Этике добродетели традиционно противопоставлялась этика долга, в чистом виде выраженная в философии Канта. Мы уже несколько раз указывали ее основные черты: внутренне она сводится к убеждению о необходимости поступать только ради морального закона, внешне – в нормах, преимущественно выраженных в запретах. Нормы – более понятное явление морального сознания, чем добродетели. Чрезвычайно трудно сказать, обладает ли человек нравственным качеством или нет, а нормы – это очевидные предписания, обязывающие нас делать или не делать конкретные вещи. Но, самое главное, субъективное понимание добродетелей может вести к самым разным, порой безнравственным поступкам, в то время как норма их немедленно исключает. Если сказано: "не укради", то для исполнения этой заповеди не требуется воспитывать никаких особых добродетелей.

Этика долга разбивает традиционное для Античности представление о единстве моральности и счастья. Как мы помним, по мнению Канта, мораль – это необходимое, но недостаточное условие для блаженства. Кроме того, здесь есть героические мотивы: долг не желает мириться с обстоятельствами, требует волевого усилия для осуществления нравственных ценностей и самопреодоления, не желает ничего для себя взамен совершенному поступку. Для долга нравственные принципы находятся выше повседневного жизненного опыта, какие бы соблазны и блага тот не обещал. Но при этом обсуждаемая теоретическая модель также не свободна от критических замечаний, которых можно указать значительно больше, чем в случае с этикой добродетели.

1. В этике долга не решен вопрос об авторитете, стоящем за нормами. Действительно, от имени кого они вменяются в обязанность? Когда Шопенгауэр критиковал Канта, он обратил внимание на то, что свою императивность мораль берет от религиозных заповедей. Но как быть тем, кто не верит в Бога? Сам Кант основал моральный закон на индивидуальном разуме, но насколько это надежная основа для морали? Как показывает практика, нормы, не исходящие от надежного авторитета, игнорируются.

2. Второй момент касается как раз надситуационности моральных требований. Получается, что нормативное сознание не желает вникать в обстоятельства жизни людей, которые бывают очень сложными.
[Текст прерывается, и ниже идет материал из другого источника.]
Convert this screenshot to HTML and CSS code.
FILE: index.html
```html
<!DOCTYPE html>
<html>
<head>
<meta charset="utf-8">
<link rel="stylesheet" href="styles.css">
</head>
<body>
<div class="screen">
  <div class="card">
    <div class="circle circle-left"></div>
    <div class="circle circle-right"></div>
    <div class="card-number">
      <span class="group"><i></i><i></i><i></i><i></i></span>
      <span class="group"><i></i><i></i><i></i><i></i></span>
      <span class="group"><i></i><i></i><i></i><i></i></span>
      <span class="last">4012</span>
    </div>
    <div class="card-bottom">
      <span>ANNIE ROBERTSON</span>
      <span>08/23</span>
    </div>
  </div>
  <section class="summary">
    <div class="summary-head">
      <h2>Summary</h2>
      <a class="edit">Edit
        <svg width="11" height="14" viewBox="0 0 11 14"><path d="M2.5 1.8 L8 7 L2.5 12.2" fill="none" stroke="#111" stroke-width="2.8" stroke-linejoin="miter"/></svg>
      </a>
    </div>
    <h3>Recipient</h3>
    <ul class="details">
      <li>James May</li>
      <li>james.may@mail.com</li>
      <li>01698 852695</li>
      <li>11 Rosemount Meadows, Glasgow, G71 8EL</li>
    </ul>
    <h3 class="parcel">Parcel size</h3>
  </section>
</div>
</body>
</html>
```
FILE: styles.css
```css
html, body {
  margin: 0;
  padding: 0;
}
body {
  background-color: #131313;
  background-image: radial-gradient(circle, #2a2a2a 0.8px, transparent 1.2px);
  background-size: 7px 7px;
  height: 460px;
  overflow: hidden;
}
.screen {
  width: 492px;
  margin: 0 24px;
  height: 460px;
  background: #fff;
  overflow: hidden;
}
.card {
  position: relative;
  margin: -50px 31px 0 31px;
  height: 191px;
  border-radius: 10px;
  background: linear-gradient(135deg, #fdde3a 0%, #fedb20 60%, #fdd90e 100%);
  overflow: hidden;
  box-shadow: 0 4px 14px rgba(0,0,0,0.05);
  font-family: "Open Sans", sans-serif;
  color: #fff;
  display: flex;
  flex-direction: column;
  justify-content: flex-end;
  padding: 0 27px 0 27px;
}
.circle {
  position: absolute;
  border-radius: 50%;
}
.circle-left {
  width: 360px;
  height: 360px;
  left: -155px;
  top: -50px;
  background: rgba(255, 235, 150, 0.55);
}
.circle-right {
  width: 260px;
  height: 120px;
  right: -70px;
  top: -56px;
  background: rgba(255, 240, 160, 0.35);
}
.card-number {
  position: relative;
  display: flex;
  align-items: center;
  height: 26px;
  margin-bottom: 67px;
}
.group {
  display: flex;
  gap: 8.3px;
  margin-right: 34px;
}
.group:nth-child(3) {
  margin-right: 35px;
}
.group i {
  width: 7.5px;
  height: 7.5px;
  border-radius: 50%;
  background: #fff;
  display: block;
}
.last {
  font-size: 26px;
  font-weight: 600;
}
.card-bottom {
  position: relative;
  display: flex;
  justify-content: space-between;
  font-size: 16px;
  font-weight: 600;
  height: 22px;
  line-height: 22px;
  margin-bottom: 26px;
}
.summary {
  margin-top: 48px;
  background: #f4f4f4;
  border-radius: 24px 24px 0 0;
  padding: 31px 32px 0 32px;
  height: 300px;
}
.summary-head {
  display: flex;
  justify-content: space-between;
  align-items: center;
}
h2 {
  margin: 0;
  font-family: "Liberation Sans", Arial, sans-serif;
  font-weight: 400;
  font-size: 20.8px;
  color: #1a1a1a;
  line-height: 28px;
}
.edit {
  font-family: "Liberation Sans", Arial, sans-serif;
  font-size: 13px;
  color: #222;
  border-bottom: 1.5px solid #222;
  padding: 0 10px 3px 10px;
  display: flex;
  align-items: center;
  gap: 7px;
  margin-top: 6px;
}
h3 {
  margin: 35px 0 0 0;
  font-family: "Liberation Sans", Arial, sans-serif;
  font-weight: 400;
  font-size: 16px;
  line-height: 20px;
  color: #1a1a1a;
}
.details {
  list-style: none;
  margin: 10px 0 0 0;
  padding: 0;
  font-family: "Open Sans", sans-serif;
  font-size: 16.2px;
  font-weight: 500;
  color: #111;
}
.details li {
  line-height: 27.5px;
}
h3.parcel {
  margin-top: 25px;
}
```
Складывается впечатление, что нормативность касается нс живых людей, а гипотетических субъектов. Конечно, никто от имени морали не может призывать сознательно нарушать нормы, но для нравственной позиции вполне допустимо думать, в какой мере их возможно исполнить.

3. Следующий момент связан с недооценкой этикой долга внутреннего мира личности. Она нацелена на внешнее исполнение норм, но можно ли сказать, что этого хватит для моральности? Человек может исполнять их чисто механически, принимая за долг обычную привычку. Очевидно, что долгу требуется некая внутренняя основа, которую Кант назвал доброй волей, но не придал этому понятию положительного содержания. Тем не менее возможно представить конструкцию, где долг получал бы поддержку от нравственных чувств, приобретая тем самым дополнительную мотивацию.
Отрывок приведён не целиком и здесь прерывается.